Die Politik schlägt sich auf die Seite der Unternehmen und erklärt die Region zum Wirtschaftswunder. Kaum jemand berichtet über die Arbeitsverhältnisse in den Gewächshäusern. Zuständige Behörden sind überfordert und werden ihrer Aufgabe kaum gerecht. Und auch die grossen Gewerkschaften wollen sich nicht einmischen. So ist hier eine Art rechtsfreier Raum entstanden. Wenn die Arbeiter·innen die Einhaltung des Gesetzes fordern, werden sie für verrückt erklärt. «Das Gesetz geht mir am Arsch vorbei!», ruft ein Unternehmer in einem Video, das im März heimlich aufgenommen und von der Gewerkschaft veröffentlicht wurde.

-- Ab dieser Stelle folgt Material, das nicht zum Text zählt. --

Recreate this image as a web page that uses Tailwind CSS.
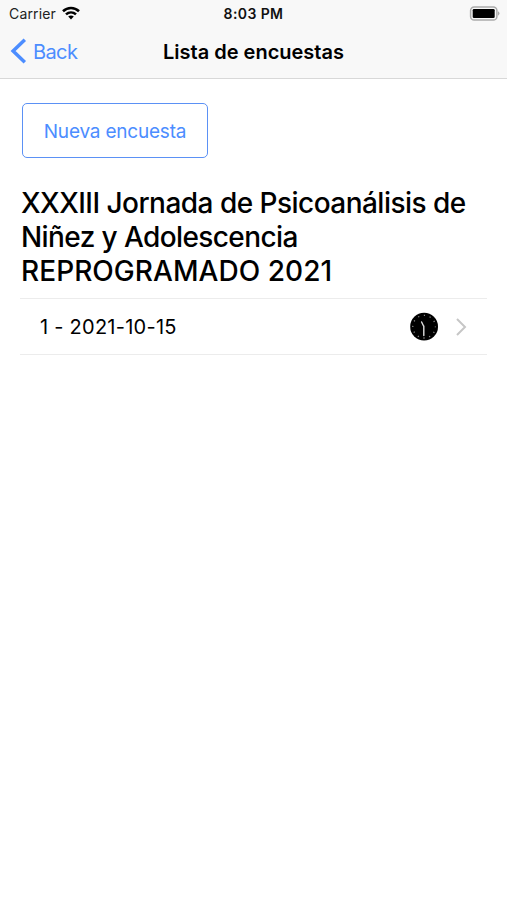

Um das Gesetz zu umgehen, wird bei den Lohnabrechnungen getrickst, ein Netz aus Subunternehmen gesponnen, das kaum noch zu durchblicken ist, und Agrararbeiter·innen gezwungen, Papiere zu unterschreiben, die sie nicht verstehen. Aber auch wenn Arbeitsrechtsverstösse aufgedeckt werden, kommt es nur selten zu Reaktionen, und Gerichtsverhandlungen dauern lange, zu lange für viele Beschäftigte. Also bleibt nur die Möglichkeit, sich zusammenzuschliessen, um seine Rechte einzufordern. Vor dem Tor der Gewächshauslandschaft werden jetzt Pavillons und Stühle aufgebaut, überall wehen Transparente und Flaggen im Wind. Es gibt Frühstück, süssen Minztee, marokkanische Msemen und Honig. Auch wenn das Geld knapp wird und die Gewerkschaft keine Möglichkeiten hat, Streikgeld zu zahlen, wird weiter gestreikt. «Entweder wir arbeiten alle oder es arbeitet niemand», ruft Farah entschlossen über das Tor hinweg.

  1. Archipel übernimmt in gekürzter Form den Artikel aus der «Jungen Welt» vom 10. September 2019. Der vollständige Artikel findet sich unter: https://www.jungewelt.de/artikel/362525.agrarproduktion-streik-im-gewächshaus.html Mehr Informationen über die Solidarität mit den Streikenden unter: https://kurzlink.de/Interbrigadas
  2. Die SAT ist eine Erweiterung der andalusischen Landarbeiter·innen-Gewerkschaft SOC und vertritt nicht nur Arbeiter·innen aus der Landwirtschaft, sondern aus verschiedenen Bereichen der Wirtschaft.

Die Situation bei Godoy Hortalizas ist beispielhaft für die ganze Region Almería, im Süden Andalusiens. In den letzten 40 Jahren ist hier Europas Hochburg der Treibhausgemüseproduktion entstanden. 35‘000 Hektar Fläche sind bedeckt mit Gewächshäusern. Über 100‘000 Menschen arbeiten hier in der Landwirtschaft, 90 Prozent davon sind Migrant·inn·en. In kaum einem Betrieb wird der Mindestlohn bezahlt, es gibt keine Arbeitsplatzsicherheit oder Sozialversicherungen. Viele Menschen arbeiten weit mehr, als die erlaubte Arbeitszeit vorgibt. Die Arbeiter·innen werden schlecht behandelt und diskriminiert. Kaum ein Ort zeigt so klare Ausbeutungsverhältnisse innerhalb Europas wie das Plastikmeer um Almería.